FAQs: Quick Answers on Soil–Structure Interaction
Does SSI always reduce seismic demand?
Not always. On soft soils, period lengthening can reduce elastic base shear but increase drifts. For stiff shallow foundations, kinematic filtering may increase foundation motion relative to free-field in certain frequency bands. Evaluate case by case.
How do I choose subgrade modulus \(k_s\)?
Derive from elastic solutions or plate load tests, then calibrate to match mat stiffness and expected strain levels. Remember that \(k_s\) is not a unique soil property—it depends on footing size, shape, depth, and stress level.
When is a full 3D soil continuum model warranted?
For critical facilities, deep basements, highly irregular geology, or when adjacent structure movements must be controlled to tight thresholds. Otherwise, calibrated spring/dashpot substructures are often sufficient and more transparent.
What about uplift and rocking?
Controlled uplift can be beneficial (energy dissipation and demand reduction) but increases contact pressure on re-contact and may violate serviceability or waterproofing criteria. Project requirements should explicitly allow or prohibit it.

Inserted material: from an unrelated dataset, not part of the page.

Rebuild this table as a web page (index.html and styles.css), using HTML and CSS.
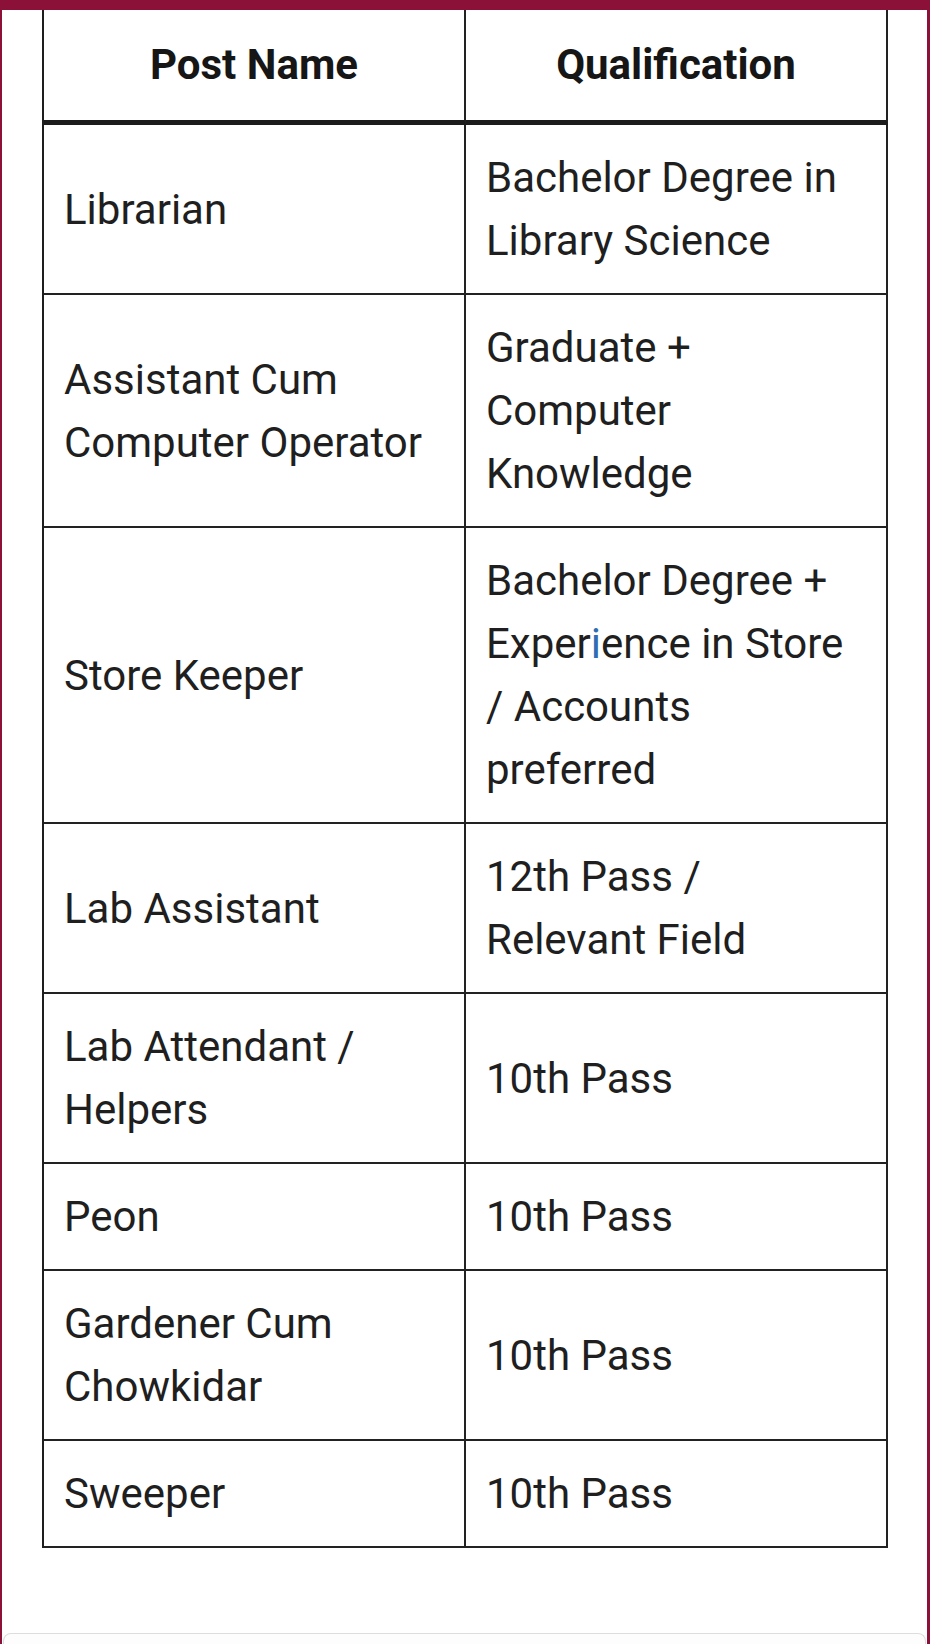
FILE: index.html
```html
<!DOCTYPE html>
<html lang="en">
<head>
<meta charset="utf-8">
<title>Post Name and Qualification</title>
<link rel="stylesheet" href="styles.css">
</head>
<body>
<div class="frame">
  <div class="content">
    <table class="posts">
      <colgroup><col class="col-half"><col class="col-half"></colgroup>
      <thead>
        <tr><th>Post Name</th><th>Qualification</th></tr>
      </thead>
      <tbody>
        <tr><td>Librarian</td><td>Bachelor Degree in Library Science</td></tr>
        <tr><td>Assistant Cum Computer Operator</td><td>Graduate + Computer Knowledge</td></tr>
        <tr><td>Store Keeper</td><td>Bachelor Degree + Exper<span class="cursor">i</span>ence in Store / Accounts preferred</td></tr>
        <tr><td>Lab Assistant</td><td>12th Pass / Relevant Field</td></tr>
        <tr><td>Lab Attendant / Helpers</td><td>10th Pass</td></tr>
        <tr><td>Peon</td><td>10th Pass</td></tr>
        <tr><td>Gardener Cum Chowkidar</td><td>10th Pass</td></tr>
        <tr><td>Sweeper</td><td>10th Pass</td></tr>
      </tbody>
    </table>
    <div class="next-card"></div>
  </div>
</div>
</body>
</html>
```
FILE: styles.css
```css
html, body {
  margin: 0;
  padding: 0;
  background: #ffffff;
}

body {
  font-family: Roboto, "Liberation Sans", sans-serif;
  color: #1f1f1f;
}

.frame {
  box-sizing: border-box;
  min-height: 1644px;
  border-top: 10px solid #8b1139;
  border-left: 2px solid #8b1139;
  border-right: 3px solid #8b1139;
  overflow: hidden;
}

.content {
  padding: 0 39px 0 40px;
}

.posts {
  width: 846px;
  table-layout: fixed;
  border-collapse: separate;
  border-spacing: 0;
  border-left: 2px solid #1e1e1e;
}

.col-half {
  width: 50%;
}

.posts th,
.posts td {
  border-right: 2px solid #222222;
  border-bottom: 2px solid #222222;
  font-size: 42px;
  line-height: 63px;
  vertical-align: middle;
}

.posts th {
  font-weight: 700;
  color: #161616;
  text-align: center;
  padding: 23px 20px 24px;
  border-bottom: 5px solid #1c1c1c;
}

.posts td {
  font-weight: 400;
  text-align: left;
  padding: 21px 32px 21px 20px;
}

.cursor {
  color: #2f6db3;
}

.next-card {
  margin: 85px -38px 0 -39px;
  height: 40px;
  border: 1px solid #dddddd;
  border-bottom: none;
  border-radius: 8px 8px 0 0;
  background: #fdfdfd;
}
```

How do groundwater changes affect SSI?
Groundwater alters effective stress and unit weights, changing stiffness, settlement, and uplift resistance. For dynamic SSI, saturation affects damping and wave speeds. Always analyze plausible high/low scenarios.
Conclusion
Soil–Structure Interaction is not a specialty add-on; it is how real foundations and real soils behave. Effective practice blends sound subsurface characterization, strain-compatible stiffness and damping, and models that are no more complex than necessary yet no simpler than accuracy requires. By capturing static and dynamic SSI effects—settlement and rotation under service loads, period lengthening, radiation damping, contact nonlinearity, and kinematic filtering—engineers can deliver structures that meet both strength and serviceability targets with confidence. Pair analysis with monitoring, refine parameters with local experience, and design foundations and structural systems that work with the ground rather than against it.